Your answer should be one number: how many lines of the data include the string "that"?

((

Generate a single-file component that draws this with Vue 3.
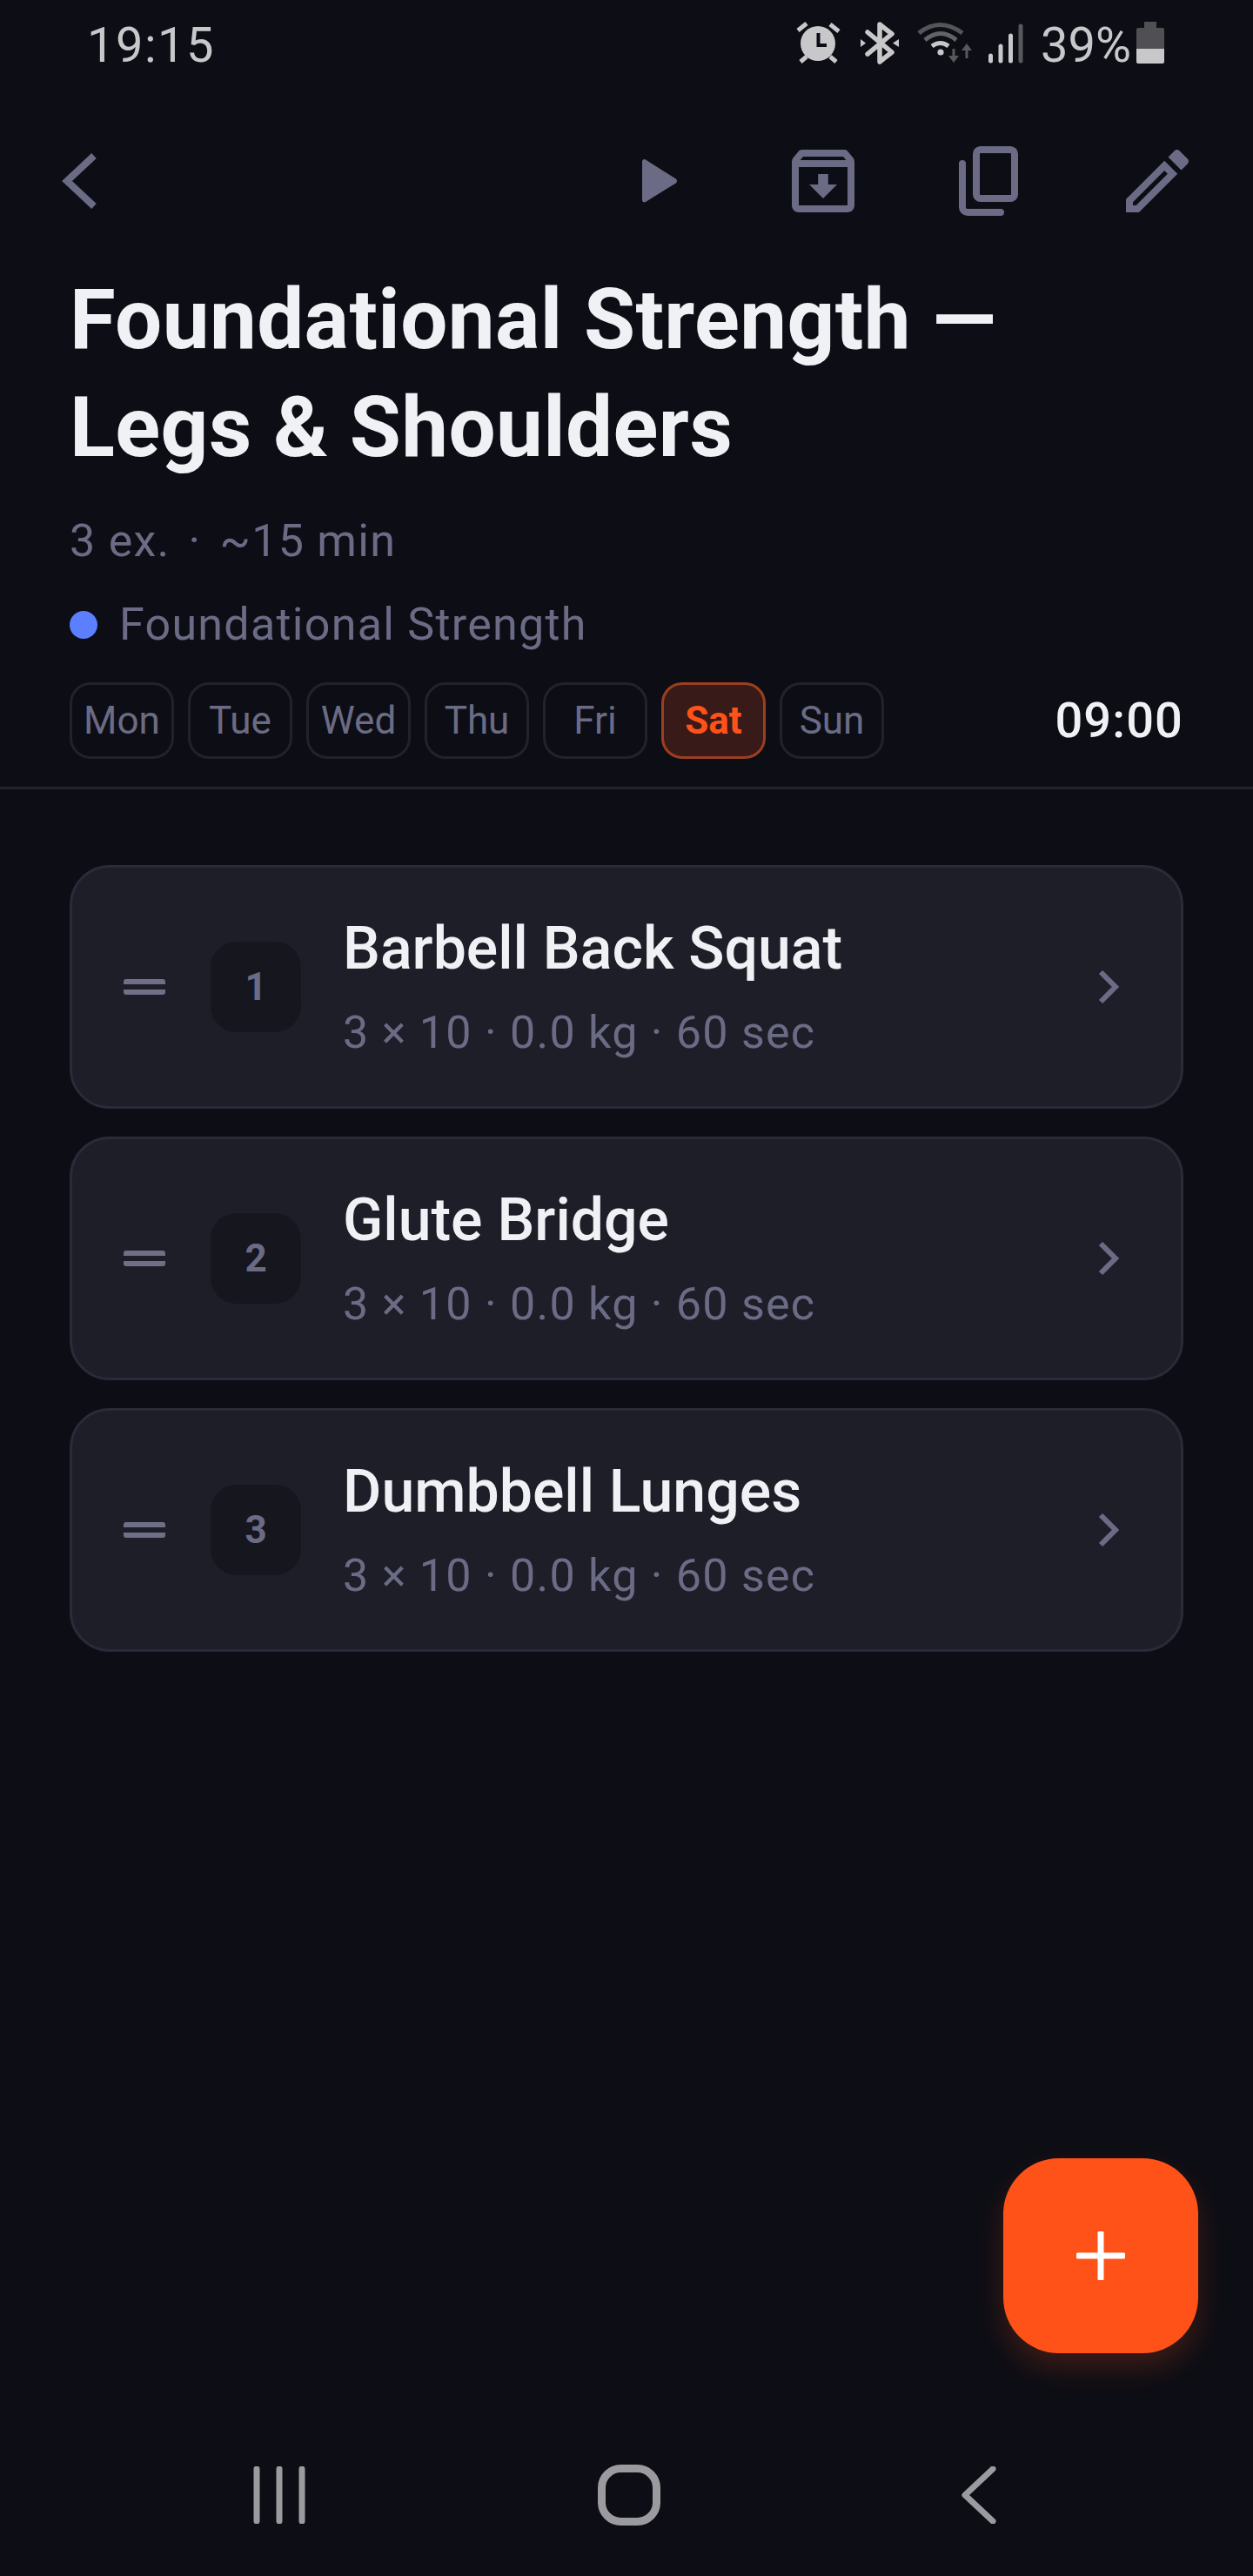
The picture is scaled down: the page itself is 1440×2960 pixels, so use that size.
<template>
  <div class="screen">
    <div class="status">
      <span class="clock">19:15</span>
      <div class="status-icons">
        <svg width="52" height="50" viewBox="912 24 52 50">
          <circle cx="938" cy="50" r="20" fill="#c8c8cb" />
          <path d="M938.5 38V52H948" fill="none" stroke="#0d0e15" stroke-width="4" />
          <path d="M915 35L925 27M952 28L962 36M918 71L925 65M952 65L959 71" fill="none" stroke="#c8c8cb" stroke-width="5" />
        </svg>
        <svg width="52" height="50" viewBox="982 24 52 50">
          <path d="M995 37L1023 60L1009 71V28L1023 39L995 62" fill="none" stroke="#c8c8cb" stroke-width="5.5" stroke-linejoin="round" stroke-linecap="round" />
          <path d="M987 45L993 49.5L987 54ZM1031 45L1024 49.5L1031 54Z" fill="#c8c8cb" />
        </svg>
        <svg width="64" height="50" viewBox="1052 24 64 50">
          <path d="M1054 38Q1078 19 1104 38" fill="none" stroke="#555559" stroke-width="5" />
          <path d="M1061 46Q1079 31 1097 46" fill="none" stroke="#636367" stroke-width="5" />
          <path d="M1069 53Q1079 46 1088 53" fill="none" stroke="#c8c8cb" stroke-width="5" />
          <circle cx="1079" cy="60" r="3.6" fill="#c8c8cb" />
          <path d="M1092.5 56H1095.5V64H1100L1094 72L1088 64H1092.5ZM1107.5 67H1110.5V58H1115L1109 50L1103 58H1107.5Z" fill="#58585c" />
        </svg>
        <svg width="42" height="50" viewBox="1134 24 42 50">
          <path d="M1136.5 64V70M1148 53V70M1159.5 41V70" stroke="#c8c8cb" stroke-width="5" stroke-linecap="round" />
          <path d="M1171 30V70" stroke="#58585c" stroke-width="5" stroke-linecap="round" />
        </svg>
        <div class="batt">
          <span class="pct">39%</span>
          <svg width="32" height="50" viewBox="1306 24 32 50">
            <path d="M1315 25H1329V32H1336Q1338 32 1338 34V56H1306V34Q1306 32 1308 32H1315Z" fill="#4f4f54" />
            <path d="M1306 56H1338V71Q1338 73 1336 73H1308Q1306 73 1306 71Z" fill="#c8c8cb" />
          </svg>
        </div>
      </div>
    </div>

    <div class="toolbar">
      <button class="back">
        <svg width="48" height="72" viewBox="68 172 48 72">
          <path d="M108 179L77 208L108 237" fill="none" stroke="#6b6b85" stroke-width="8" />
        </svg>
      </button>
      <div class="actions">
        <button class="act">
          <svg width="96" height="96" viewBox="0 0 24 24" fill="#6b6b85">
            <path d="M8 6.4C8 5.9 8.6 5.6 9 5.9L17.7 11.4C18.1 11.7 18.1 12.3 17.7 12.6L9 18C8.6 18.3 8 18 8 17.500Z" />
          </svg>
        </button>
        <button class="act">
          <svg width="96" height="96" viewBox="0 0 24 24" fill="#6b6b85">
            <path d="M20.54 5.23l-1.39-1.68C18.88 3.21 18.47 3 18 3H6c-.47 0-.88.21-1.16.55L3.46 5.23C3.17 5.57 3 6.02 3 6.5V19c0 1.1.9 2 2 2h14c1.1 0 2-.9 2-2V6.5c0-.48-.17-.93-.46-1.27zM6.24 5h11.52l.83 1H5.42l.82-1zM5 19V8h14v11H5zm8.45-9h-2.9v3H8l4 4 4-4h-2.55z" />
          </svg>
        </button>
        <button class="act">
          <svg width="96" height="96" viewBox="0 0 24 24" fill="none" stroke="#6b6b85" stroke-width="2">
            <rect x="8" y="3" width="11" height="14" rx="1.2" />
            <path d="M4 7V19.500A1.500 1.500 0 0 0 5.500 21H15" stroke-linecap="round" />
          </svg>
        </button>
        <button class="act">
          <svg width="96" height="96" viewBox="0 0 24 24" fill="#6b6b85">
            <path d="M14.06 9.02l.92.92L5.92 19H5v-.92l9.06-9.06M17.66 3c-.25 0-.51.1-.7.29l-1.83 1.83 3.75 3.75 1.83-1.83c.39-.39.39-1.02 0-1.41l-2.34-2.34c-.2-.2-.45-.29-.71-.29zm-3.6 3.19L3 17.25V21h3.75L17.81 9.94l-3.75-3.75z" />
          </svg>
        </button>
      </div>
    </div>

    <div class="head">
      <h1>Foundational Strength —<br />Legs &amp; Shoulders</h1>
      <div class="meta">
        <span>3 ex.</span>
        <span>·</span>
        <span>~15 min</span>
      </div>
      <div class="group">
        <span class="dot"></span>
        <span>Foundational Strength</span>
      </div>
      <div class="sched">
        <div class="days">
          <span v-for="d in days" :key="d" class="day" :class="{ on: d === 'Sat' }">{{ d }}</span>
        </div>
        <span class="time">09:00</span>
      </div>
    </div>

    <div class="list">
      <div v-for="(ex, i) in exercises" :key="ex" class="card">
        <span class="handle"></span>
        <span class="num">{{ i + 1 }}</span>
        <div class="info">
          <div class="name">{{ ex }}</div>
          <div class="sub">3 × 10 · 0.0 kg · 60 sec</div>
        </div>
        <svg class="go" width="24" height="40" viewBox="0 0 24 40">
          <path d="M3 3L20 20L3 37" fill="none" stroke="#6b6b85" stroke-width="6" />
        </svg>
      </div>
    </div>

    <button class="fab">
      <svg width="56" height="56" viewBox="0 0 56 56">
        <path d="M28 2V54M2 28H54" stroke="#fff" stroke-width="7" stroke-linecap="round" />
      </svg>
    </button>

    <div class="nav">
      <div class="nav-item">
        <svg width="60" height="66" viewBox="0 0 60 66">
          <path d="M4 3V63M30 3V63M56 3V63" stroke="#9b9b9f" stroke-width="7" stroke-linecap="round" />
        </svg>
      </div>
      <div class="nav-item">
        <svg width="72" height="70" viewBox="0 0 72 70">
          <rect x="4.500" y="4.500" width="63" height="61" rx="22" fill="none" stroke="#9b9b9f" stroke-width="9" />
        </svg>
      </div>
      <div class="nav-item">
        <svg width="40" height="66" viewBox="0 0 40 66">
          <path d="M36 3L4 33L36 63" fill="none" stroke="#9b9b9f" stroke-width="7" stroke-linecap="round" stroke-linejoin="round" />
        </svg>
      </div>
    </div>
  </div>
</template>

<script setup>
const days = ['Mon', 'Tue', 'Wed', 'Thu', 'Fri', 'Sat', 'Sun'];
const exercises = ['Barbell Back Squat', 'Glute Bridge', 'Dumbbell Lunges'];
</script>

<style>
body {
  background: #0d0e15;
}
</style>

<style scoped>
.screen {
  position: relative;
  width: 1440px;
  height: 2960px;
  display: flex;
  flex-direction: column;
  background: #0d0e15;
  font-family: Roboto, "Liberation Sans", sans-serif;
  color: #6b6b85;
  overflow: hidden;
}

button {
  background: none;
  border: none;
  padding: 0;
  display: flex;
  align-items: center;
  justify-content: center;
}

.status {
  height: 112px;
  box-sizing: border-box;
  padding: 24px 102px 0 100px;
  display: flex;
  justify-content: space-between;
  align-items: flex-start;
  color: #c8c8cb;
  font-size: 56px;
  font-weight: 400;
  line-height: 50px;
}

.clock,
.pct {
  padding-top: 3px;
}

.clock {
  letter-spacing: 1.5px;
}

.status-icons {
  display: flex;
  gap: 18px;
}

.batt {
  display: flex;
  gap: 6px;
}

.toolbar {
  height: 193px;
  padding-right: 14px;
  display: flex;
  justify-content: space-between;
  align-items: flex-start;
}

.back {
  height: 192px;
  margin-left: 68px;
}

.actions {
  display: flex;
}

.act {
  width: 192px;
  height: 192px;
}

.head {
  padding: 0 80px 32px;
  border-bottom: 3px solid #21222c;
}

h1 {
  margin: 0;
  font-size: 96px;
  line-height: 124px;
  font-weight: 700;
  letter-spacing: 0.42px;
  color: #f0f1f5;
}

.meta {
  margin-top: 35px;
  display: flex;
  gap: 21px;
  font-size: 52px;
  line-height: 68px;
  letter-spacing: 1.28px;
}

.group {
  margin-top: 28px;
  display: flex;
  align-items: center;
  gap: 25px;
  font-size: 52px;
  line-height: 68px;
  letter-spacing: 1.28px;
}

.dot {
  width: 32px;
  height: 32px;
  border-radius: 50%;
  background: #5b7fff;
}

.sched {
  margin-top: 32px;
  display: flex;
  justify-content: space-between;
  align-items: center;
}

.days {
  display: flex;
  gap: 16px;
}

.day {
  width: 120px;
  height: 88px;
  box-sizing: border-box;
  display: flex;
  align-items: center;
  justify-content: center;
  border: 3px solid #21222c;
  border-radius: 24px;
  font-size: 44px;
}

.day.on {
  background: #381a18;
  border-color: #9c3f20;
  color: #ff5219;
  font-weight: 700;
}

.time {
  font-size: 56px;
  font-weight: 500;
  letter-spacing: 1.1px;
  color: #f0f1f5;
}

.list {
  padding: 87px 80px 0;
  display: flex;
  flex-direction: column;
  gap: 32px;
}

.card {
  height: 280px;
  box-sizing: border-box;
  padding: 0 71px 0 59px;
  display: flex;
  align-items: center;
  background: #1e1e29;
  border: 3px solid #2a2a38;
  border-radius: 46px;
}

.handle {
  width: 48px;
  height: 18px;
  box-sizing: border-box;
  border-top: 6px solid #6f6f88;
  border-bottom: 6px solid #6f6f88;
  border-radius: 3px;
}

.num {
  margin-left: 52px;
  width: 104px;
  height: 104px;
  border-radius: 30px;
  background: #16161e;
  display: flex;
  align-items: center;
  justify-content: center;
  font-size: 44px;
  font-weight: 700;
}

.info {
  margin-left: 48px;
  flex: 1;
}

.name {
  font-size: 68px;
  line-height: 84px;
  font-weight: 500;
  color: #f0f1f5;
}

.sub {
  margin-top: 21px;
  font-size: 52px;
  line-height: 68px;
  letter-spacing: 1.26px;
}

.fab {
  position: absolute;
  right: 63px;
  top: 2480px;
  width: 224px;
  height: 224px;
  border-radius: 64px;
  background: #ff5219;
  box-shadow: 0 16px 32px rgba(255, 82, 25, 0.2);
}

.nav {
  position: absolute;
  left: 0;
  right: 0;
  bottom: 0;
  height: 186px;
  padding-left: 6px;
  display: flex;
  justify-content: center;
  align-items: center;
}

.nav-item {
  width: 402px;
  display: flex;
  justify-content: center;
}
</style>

))

• _Solution to this problem_:
2